The last question is at the crux of every legal, moral and ethical issue involved in surrogate parenting. Baby selling is illegal; is surrogate mothering just a clever way to sell babies? (Women receive anywhere from $10,000 to $20,000 for carrying a baby to term for another couple.)
The legal system turns to the closest thing it knows to curb such transactions: adoption laws. In most states, it is against the law to consent to the adoption of a child until after it’s born, according to Doris Jonas Freed, a lawyer for the New York chapter of the American Bar Assn.
In addition, it is illegal to pay money for a child. But there are no laws regarding surrogate motherhood. Thus, most of these arrangements are made and handled in a sub rosa manner.
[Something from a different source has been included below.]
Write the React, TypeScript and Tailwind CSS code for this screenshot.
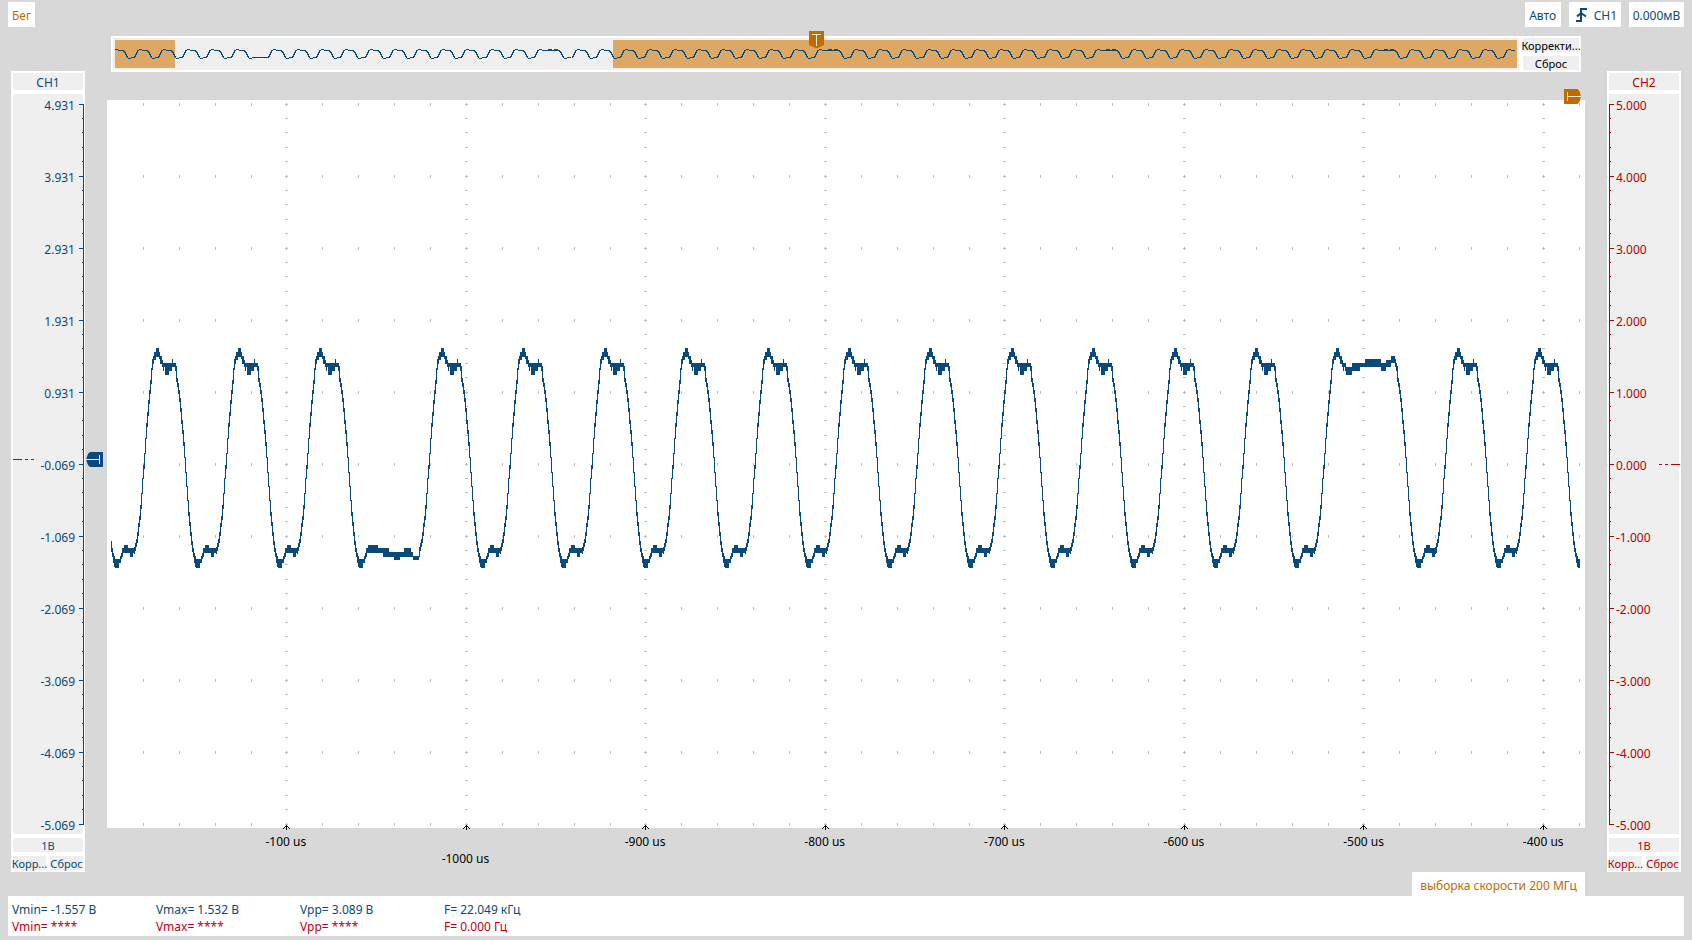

So far, while many legislative bills have been introduced to protect the rights of the baby born to a surrogate, none has become law. Only one state, Michigan, has passed a law making it a violation of the adoption laws to pay money in connection with a surrogate-born child adoption. But now, a new kink enters the surrogate controversy: A new generation of surrogate mothers--family and friends of infertile couples--is delivering gratis.
‘A Whole New Entity’
“With no money changing hands, we are looking at a whole new entity,” said Alex Moschella of Rollins & Moschella, the Boston law firm that handled the adoption of Carole and Ernie Jalbert’s daughter, Kristen Jennifer. In this case, one of a handful of no-fee cases, Moschella ensured that the adoption went through the normal legal channels. In Massachusetts, when unrelated people seek to adopt a child, a state agency investigation is mandatory. But these people are blood relatives. “We are trying to treat this as a step-parent adoption,” the lawyer said in an interview before the adoption was finalized. “Ernie is the biological father, and his wife, Carole, merely wants to adopt Kristen.”
According to researchers, money is not the only thing enticing women into becoming surrogates. Parker followed 30 surrogates and found that there were a number of reasons people chose to have babies for other women. While more than 90% of the 30 surrogates he followed required a fee, that was never the whole story. Many wanted the experience of pregnancy. One-third of the women had a prior voluntary loss (through abortion or adoption) and decided to overcome the loss by becoming a surrogate.
LeRoy Walters, director of the Center for Bioethics at the Kennedy Institute of Ethics at Georgetown University, believes that carrying a child for a friend or family member may ensure a healthy life style on the part of the surrogate. “A woman will be more careful not to smoke or drink during pregnancy because she will be seeing the child in the future,” he theorized. “If this is a non-commercial transaction, in many respects it is similar to giving up a kidney to a relative.”
As long as those parties involved discuss the potential pitfalls, the “what ifs”--what if a surrogate does not give up the child after birth or a child is born with a defect, for example--Walters said he doesn’t think there are really any ethical dilemmas.